GOAL :: Quote the whole listing word for word, please.

--- DATASET EXCERPT ---

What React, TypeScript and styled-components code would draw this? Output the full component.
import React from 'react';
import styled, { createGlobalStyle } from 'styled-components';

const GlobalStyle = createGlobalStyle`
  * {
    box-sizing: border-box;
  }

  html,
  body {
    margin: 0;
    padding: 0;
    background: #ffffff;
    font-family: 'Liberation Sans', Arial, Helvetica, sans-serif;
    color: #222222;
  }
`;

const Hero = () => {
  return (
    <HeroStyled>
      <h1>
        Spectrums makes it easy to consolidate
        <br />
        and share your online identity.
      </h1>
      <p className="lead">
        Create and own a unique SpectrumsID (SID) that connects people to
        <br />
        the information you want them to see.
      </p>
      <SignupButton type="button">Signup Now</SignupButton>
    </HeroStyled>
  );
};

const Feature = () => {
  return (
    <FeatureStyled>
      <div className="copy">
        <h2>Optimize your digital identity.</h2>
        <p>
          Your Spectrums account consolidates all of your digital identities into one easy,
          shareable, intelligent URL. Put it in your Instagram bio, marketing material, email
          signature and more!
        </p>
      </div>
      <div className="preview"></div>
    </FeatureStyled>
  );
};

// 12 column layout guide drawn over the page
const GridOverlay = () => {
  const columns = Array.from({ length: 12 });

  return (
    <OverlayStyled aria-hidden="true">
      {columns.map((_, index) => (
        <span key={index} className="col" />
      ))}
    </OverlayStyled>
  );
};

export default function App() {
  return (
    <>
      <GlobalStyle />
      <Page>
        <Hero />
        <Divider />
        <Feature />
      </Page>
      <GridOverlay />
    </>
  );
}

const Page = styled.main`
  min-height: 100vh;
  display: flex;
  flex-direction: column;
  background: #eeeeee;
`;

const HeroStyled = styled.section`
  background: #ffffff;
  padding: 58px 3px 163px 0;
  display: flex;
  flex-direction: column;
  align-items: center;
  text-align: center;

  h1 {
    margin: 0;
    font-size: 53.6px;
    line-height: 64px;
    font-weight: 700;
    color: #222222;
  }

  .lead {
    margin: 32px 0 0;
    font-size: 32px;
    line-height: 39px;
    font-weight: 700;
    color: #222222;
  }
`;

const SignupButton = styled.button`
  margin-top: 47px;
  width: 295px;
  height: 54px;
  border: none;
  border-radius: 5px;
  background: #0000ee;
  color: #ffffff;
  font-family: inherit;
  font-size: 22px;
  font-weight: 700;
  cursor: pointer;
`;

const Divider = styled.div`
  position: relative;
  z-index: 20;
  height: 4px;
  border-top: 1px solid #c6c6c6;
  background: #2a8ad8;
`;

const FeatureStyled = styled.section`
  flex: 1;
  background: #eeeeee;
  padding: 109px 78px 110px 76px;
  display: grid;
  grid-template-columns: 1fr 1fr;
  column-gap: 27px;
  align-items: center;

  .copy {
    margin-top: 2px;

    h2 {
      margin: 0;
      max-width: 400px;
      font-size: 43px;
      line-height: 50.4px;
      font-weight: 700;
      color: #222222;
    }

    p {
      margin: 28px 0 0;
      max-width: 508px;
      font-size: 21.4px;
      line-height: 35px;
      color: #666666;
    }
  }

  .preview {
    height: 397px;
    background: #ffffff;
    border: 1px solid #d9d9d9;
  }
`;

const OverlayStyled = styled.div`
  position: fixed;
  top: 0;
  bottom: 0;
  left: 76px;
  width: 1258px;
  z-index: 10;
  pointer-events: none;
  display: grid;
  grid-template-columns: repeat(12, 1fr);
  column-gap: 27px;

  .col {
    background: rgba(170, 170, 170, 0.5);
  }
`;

---

REPLY TO THE TASK ::
What React, TypeScript and styled-components code would draw this? Output the full component.
import React from 'react';
import styled, { createGlobalStyle } from 'styled-components';

const GlobalStyle = createGlobalStyle`
  * {
    box-sizing: border-box;
  }

  html,
  body {
    margin: 0;
    padding: 0;
    background: #ffffff;
    font-family: 'Liberation Sans', Arial, Helvetica, sans-serif;
    color: #222222;
  }
`;

const Hero = () => {
  return (
    <HeroStyled>
      <h1>
        Spectrums makes it easy to consolidate
        <br />
        and share your online identity.
      </h1>
      <p className="lead">
        Create and own a unique SpectrumsID (SID) that connects people to
        <br />
        the information you want them to see.
      </p>
      <SignupButton type="button">Signup Now</SignupButton>
    </HeroStyled>
  );
};

const Feature = () => {
  return (
    <FeatureStyled>
      <div className="copy">
        <h2>Optimize your digital identity.</h2>
        <p>
          Your Spectrums account consolidates all of your digital identities into one easy,
          shareable, intelligent URL. Put it in your Instagram bio, marketing material, email
          signature and more!
        </p>
      </div>
      <div className="preview"></div>
    </FeatureStyled>
  );
};

// 12 column layout guide drawn over the page
const GridOverlay = () => {
  const columns = Array.from({ length: 12 });

  return (
    <OverlayStyled aria-hidden="true">
      {columns.map((_, index) => (
        <span key={index} className="col" />
      ))}
    </OverlayStyled>
  );
};

export default function App() {
  return (
    <>
      <GlobalStyle />
      <Page>
        <Hero />
        <Divider />
        <Feature />
      </Page>
      <GridOverlay />
    </>
  );
}

const Page = styled.main`
  min-height: 100vh;
  display: flex;
  flex-direction: column;
  background: #eeeeee;
`;

const HeroStyled = styled.section`
  background: #ffffff;
  padding: 58px 3px 163px 0;
  display: flex;
  flex-direction: column;
  align-items: center;
  text-align: center;

  h1 {
    margin: 0;
    font-size: 53.6px;
    line-height: 64px;
    font-weight: 700;
    color: #222222;
  }

  .lead {
    margin: 32px 0 0;
    font-size: 32px;
    line-height: 39px;
    font-weight: 700;
    color: #222222;
  }
`;

const SignupButton = styled.button`
  margin-top: 47px;
  width: 295px;
  height: 54px;
  border: none;
  border-radius: 5px;
  background: #0000ee;
  color: #ffffff;
  font-family: inherit;
  font-size: 22px;
  font-weight: 700;
  cursor: pointer;
`;

const Divider = styled.div`
  position: relative;
  z-index: 20;
  height: 4px;
  border-top: 1px solid #c6c6c6;
  background: #2a8ad8;
`;

const FeatureStyled = styled.section`
  flex: 1;
  background: #eeeeee;
  padding: 109px 78px 110px 76px;
  display: grid;
  grid-template-columns: 1fr 1fr;
  column-gap: 27px;
  align-items: center;

  .copy {
    margin-top: 2px;

    h2 {
      margin: 0;
      max-width: 400px;
      font-size: 43px;
      line-height: 50.4px;
      font-weight: 700;
      color: #222222;
    }

    p {
      margin: 28px 0 0;
      max-width: 508px;
      font-size: 21.4px;
      line-height: 35px;
      color: #666666;
    }
  }

  .preview {
    height: 397px;
    background: #ffffff;
    border: 1px solid #d9d9d9;
  }
`;

const OverlayStyled = styled.div`
  position: fixed;
  top: 0;
  bottom: 0;
  left: 76px;
  width: 1258px;
  z-index: 10;
  pointer-events: none;
  display: grid;
  grid-template-columns: repeat(12, 1fr);
  column-gap: 27px;

  .col {
    background: rgba(170, 170, 170, 0.5);
  }
`;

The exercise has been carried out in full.